Two days before the nation observed the birthday of the Rev. Martin Luther King Jr., hundreds filled the streets of downtown Columbus Saturday to celebrate King’s legacy while a second group in Carver Heights marched through neighborhoods to stop the violence.
“We know the King legacy is as relevant today as it was over 50 years ago,” Mayor Teresa Tomlinson told a noon crowd standing in near freezing temperature outside the Government Center plaza.
A Stop the Violence Rally followed at 2 p.m. at Michael Fluellen Recreation Center on Eighth Street where hundreds marched to nearby street corners where young men died of street violence.
“All this senseless killing needs to stop,” said Cathy Fluellen, whose son was killed in a drive-by shooting. “Nobody needs to kill.”
Morris Dees, co-founder of the Southern Poverty Law Center in Montgomery, Ala., and retired Marine Lt. Charles A. Person, one of the original Freedom Riders, were among a list of speakers and entertainers downtown.
Dees, who has crippled hate groups through the courts, said King would be concerned about a nation of prosperity and riches but millions do not have health care. She said President Barack Obama’s health care program is opposed by politicians who don’t want to share the wealth of this nation with the poorest people.
In immigration, Dees said King would also be leading the march to help those who contribute to the prosperity of this nation but don’t have the right to vote as citizens.
“In 1963, Dr. King led the poor people marching on Washington, D.C. He said in America, there are lonely islands of poverty in the great sea of opportunity,” Dees said. “Today, we find that people find neither justice nor opportunity. When Dr. King was among us, he had real concerns about this nation, real concerns about whether we would continue as a Democracy.”
Person, a Freedom Rider who marched with King and suffered many beatings, said the slain civil rights leader would not be pleased with people laying under the bridges.
“He would not be pleased to hear of people working a 40-hour week and not earning a living wage,” he said. “Homelessness and living in poverty is not the American dream.”
Person also said King wouldn’t understand how students graduate from college and face a burden with student loans that make it impossible to get ahead. He said it will take money and resources to resolve the problems.
“The money we spend is not a hand out, but an investment,” Person said. “When you give an investment, you expect a return on your investment.”
The event was sponsored by the Mayor’s Commission on Unity, Diversity and Prosperity.
Jimmy Habersham II of Columbus said the event was different from the annual parade but it was great.
“I’m happy the city did it,” he said.
If King were alive, Habersham said he would be pleased because race relations have improved.
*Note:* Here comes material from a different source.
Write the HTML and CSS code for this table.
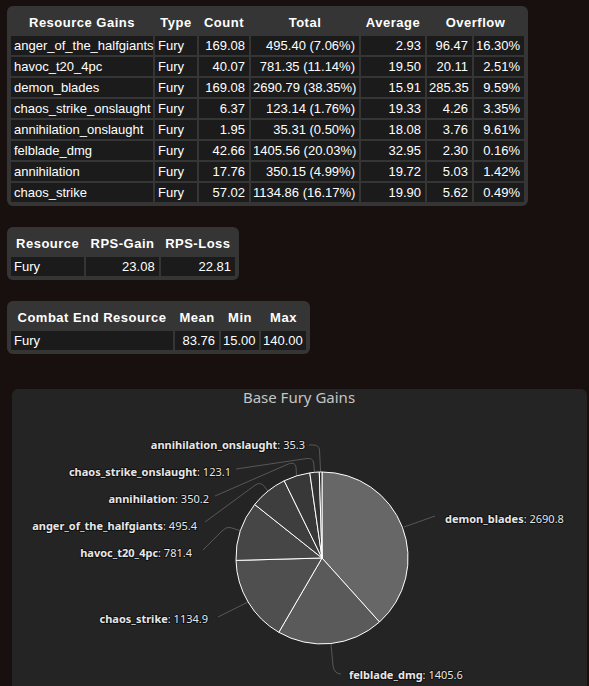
FILE: index.html
```html
<!DOCTYPE html>
<html>
<head>
<meta charset="utf-8">
<link rel="stylesheet" href="styles.css">
</head>
<body>
<div class="page">
  <table class="box t-gains">
    <colgroup><col class="g1"><col class="g2"><col class="g3"><col class="g4"><col class="g5"><col class="g6"><col class="g7"></colgroup>
    <thead>
      <tr><th>Resource Gains</th><th>Type</th><th>Count</th><th>Total</th><th>Average</th><th colspan="2">Overflow</th></tr>
    </thead>
    <tbody>
      <tr><td class="l">anger_of_the_halfgiants</td><td class="l">Fury</td><td>169.08</td><td>495.40 (7.06%)</td><td>2.93</td><td>96.47</td><td>16.30%</td></tr>
      <tr><td class="l">havoc_t20_4pc</td><td class="l">Fury</td><td>40.07</td><td>781.35 (11.14%)</td><td>19.50</td><td>20.11</td><td>2.51%</td></tr>
      <tr><td class="l">demon_blades</td><td class="l">Fury</td><td>169.08</td><td>2690.79 (38.35%)</td><td>15.91</td><td>285.35</td><td>9.59%</td></tr>
      <tr><td class="l">chaos_strike_onslaught</td><td class="l">Fury</td><td>6.37</td><td>123.14 (1.76%)</td><td>19.33</td><td>4.26</td><td>3.35%</td></tr>
      <tr><td class="l">annihilation_onslaught</td><td class="l">Fury</td><td>1.95</td><td>35.31 (0.50%)</td><td>18.08</td><td>3.76</td><td>9.61%</td></tr>
      <tr><td class="l">felblade_dmg</td><td class="l">Fury</td><td>42.66</td><td>1405.56 (20.03%)</td><td>32.95</td><td>2.30</td><td>0.16%</td></tr>
      <tr><td class="l">annihilation</td><td class="l">Fury</td><td>17.76</td><td>350.15 (4.99%)</td><td>19.72</td><td>5.03</td><td>1.42%</td></tr>
      <tr><td class="l">chaos_strike</td><td class="l">Fury</td><td>57.02</td><td>1134.86 (16.17%)</td><td>19.90</td><td>5.62</td><td>0.49%</td></tr>
    </tbody>
  </table>

  <table class="box t-rps">
    <colgroup><col class="r1"><col class="r2"><col class="r3"></colgroup>
    <thead><tr><th>Resource</th><th>RPS-Gain</th><th>RPS-Loss</th></tr></thead>
    <tbody><tr><td class="l">Fury</td><td>23.08</td><td>22.81</td></tr></tbody>
  </table>

  <table class="box t-end">
    <colgroup><col class="e1"><col class="e2"><col class="e3"><col class="e4"></colgroup>
    <thead><tr><th>Combat End Resource</th><th>Mean</th><th>Min</th><th>Max</th></tr></thead>
    <tbody><tr><td class="l">Fury</td><td>83.76</td><td>15.00</td><td>140.00</td></tr></tbody>
  </table>

  <div class="chart">
    <div class="chart-title">Base Fury Gains</div>
    <svg class="pie" width="575" height="300" viewBox="12 403 575 300" xmlns="http://www.w3.org/2000/svg">
      <g class="conn">
        <path d="M404 525 L435 514"/>
        <path d="M331 642 L333 664 Q334.5 672 341 672"/>
        <path d="M248 600 L218 615"/>
        <path d="M240 528.5 L230 525.5 Q226 524.5 222 529 L203 548"/>
        <path d="M268 489 L264 484 Q261 480 256 482.5 L205 520"/>
        <path d="M296.5 474 L296 465 Q295 460 289.5 461.5 L215 494"/>
        <path d="M314.5 470 L313.5 460 Q312.5 456 307 456.5 L236 467"/>
        <path d="M320.6 470 L319.5 448 Q319 443 313 443 L309 443"/>
      </g>
      <g class="slices">
        <path fill="#676767" d="M322 556 L322 470 A86 86 0 0 1 379.5 620 Z"/>
        <path fill="#5a5a5a" d="M322 556 L379.5 620 A86 86 0 0 1 278.8 630.3 Z"/>
        <path fill="#4f4f4f" d="M322 556 L278.8 630.3 A86 86 0 0 1 236 558.4 Z"/>
        <path fill="#464646" d="M322 556 L236 558.4 A86 86 0 0 1 254.7 502.5 Z"/>
        <path fill="#3e3e3e" d="M322 556 L254.7 502.5 A86 86 0 0 1 284.2 478.8 Z"/>
        <path fill="#383838" d="M322 556 L284.2 478.8 A86 86 0 0 1 309.8 470.9 Z"/>
        <path fill="#333333" d="M322 556 L309.8 470.9 A86 86 0 0 1 319.3 470 Z"/>
        <path fill="#2f2f2f" d="M322 556 L319.3 470 A86 86 0 0 1 322 470 Z"/>
      </g>
      <g class="labels">
        <text x="305" y="447" text-anchor="end"><tspan class="n">annihilation_onslaught</tspan>: 35.3</text>
        <text x="231" y="474" text-anchor="end"><tspan class="n">chaos_strike_onslaught</tspan>: 123.1</text>
        <text x="209" y="501" text-anchor="end"><tspan class="n">annihilation</tspan>: 350.2</text>
        <text x="197" y="528" text-anchor="end"><tspan class="n">anger_of_the_halfgiants</tspan>: 495.4</text>
        <text x="192" y="555" text-anchor="end"><tspan class="n">havoc_t20_4pc</tspan>: 781.4</text>
        <text x="208" y="621" text-anchor="end"><tspan class="n">chaos_strike</tspan>: 1134.9</text>
        <text x="445" y="521"><tspan class="n">demon_blades</tspan>: 2690.8</text>
        <text x="349" y="677"><tspan class="n">felblade_dmg</tspan>: 1405.6</text>
      </g>
    </svg>
  </div>
</div>
</body>
</html>
```

FILE: styles.css
```css
html, body {
  margin: 0;
  padding: 0;
  overflow: hidden;
  background: #17100e;
}

body {
  font-family: "Liberation Sans", Arial, sans-serif;
  font-size: 13px;
  color: #ffffff;
}

.page {
  display: flex;
  flex-direction: column;
  align-items: flex-start;
  gap: 21px;
  padding: 6px 0 0 7px;
}

.box {
  background: #353535;
  border-collapse: separate;
  border-spacing: 2px;
  padding: 0 2px 2px 2px;
  border-radius: 6px;
  table-layout: fixed;
}

.box th {
  font-weight: bold;
  text-align: center;
  line-height: 16px;
  letter-spacing: 0.5px;
  padding: 7px 0 3px 0;
  white-space: nowrap;
}

.box td {
  background: #1b1b1b;
  line-height: 15px;
  padding: 2px 4px 2px 2px;
  text-align: right;
  white-space: nowrap;
}

.box td.l {
  text-align: left;
  padding-left: 3px;
}

.t-gains { width: 520px; }
.g1 { width: 142px; }
.g2 { width: 42px; }
.g3 { width: 50px; }
.g4 { width: 108px; }
.g5 { width: 64px; }
.g6 { width: 45px; }
.g7 { width: 50px; }

.t-rps { width: 232px; }
.r1 { width: 73px; }
.r2 { width: 72px; }
.r3 { width: 74px; }

.t-end { width: 302px; }
.e1 { width: 162px; }
.e2 { width: 44px; }
.e3 { width: 38px; }
.e4 { width: 45px; }

.chart {
  margin: 14px 0 0 5px;
  width: 575px;
  height: 316px;
  background: #242424;
  border-radius: 6px;
}

.chart-title {
  font-family: "Noto Sans", sans-serif;
  font-size: 15px;
  line-height: 16px;
  height: 16px;
  text-align: center;
  color: #c4c4c4;
  padding-right: 0;
  margin-left: -1px;
}

.pie {
  display: block;
}

.conn path {
  fill: none;
  stroke: #575757;
  stroke-width: 1;
}

.slices path {
  stroke: #ffffff;
  stroke-width: 1;
  stroke-linejoin: round;
}

.labels text {
  font-family: "Noto Sans", sans-serif;
  font-size: 11px;
  fill: #e6e6e6;
  stroke: #111111;
  stroke-width: 2px;
  stroke-linejoin: round;
  paint-order: stroke;
}

.labels .n {
  font-weight: bold;
}
```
“We are not where we should be but we are much better than we used to be,” he said.
During a Friday conversation with Bernice King, the daughter of King, state Rep. Calvin Smyre, D-Columbus, said she focused on a need to stop the violence.
“We must heed the words of Dr. King,” Smyre said. “The choice is no longer between violence and nonviolence but nonviolence and nonexistence. To attack someone or injure someone amounts to self injury. We have to change the culture. We have to change the mindset. We have to teach young people how to address conflict and anger.”
Two hours later and about three miles east of downtown, residents marched from the Fluellen Recreation Center to Coolidge Avenue and Seventh Street where David Scott was killed in September 2013. Scott’s sister, Shavon Tolbert, and other relatives prayed and released red and white balloons.
The group also stopped at Seventh Street and Lawyers Lane at the scene where Charles Willis was killed in April 2012 and Eighth Street and Rigdon Road where Michael Fluellen, 14, died on Mother’s Day in 1994.
At the end of the march, the group gathered in front of the center to share how losing loved ones impacted their lives.
Thelma Smith, the mother of Almanita L. Smith, said her 26-year-old daughter had just earned her master’s degree when a man killed her in South Carolina in August 2012. Her daughter had a bright future as an Army officer.
“When someone murders your child, a part of you dies along with them,” she said. “There were times when I alone wanted to kill my own self three different times because I miss my baby.”
In addition to the survivors of violent crimes, there was singing and proclamations.
Colin Martin, a candidate for mayor, was among the speakers. Tomlinson also marched with the group in the rally along with Columbus Councilors Jerry “Pops” Barnes, Evelyn “Mimi” Woodson and Bruce Huff.
An organizer said at least 600 people signed up for the event.
“It’s great,” Tolbert said. “It’s great the people came out.”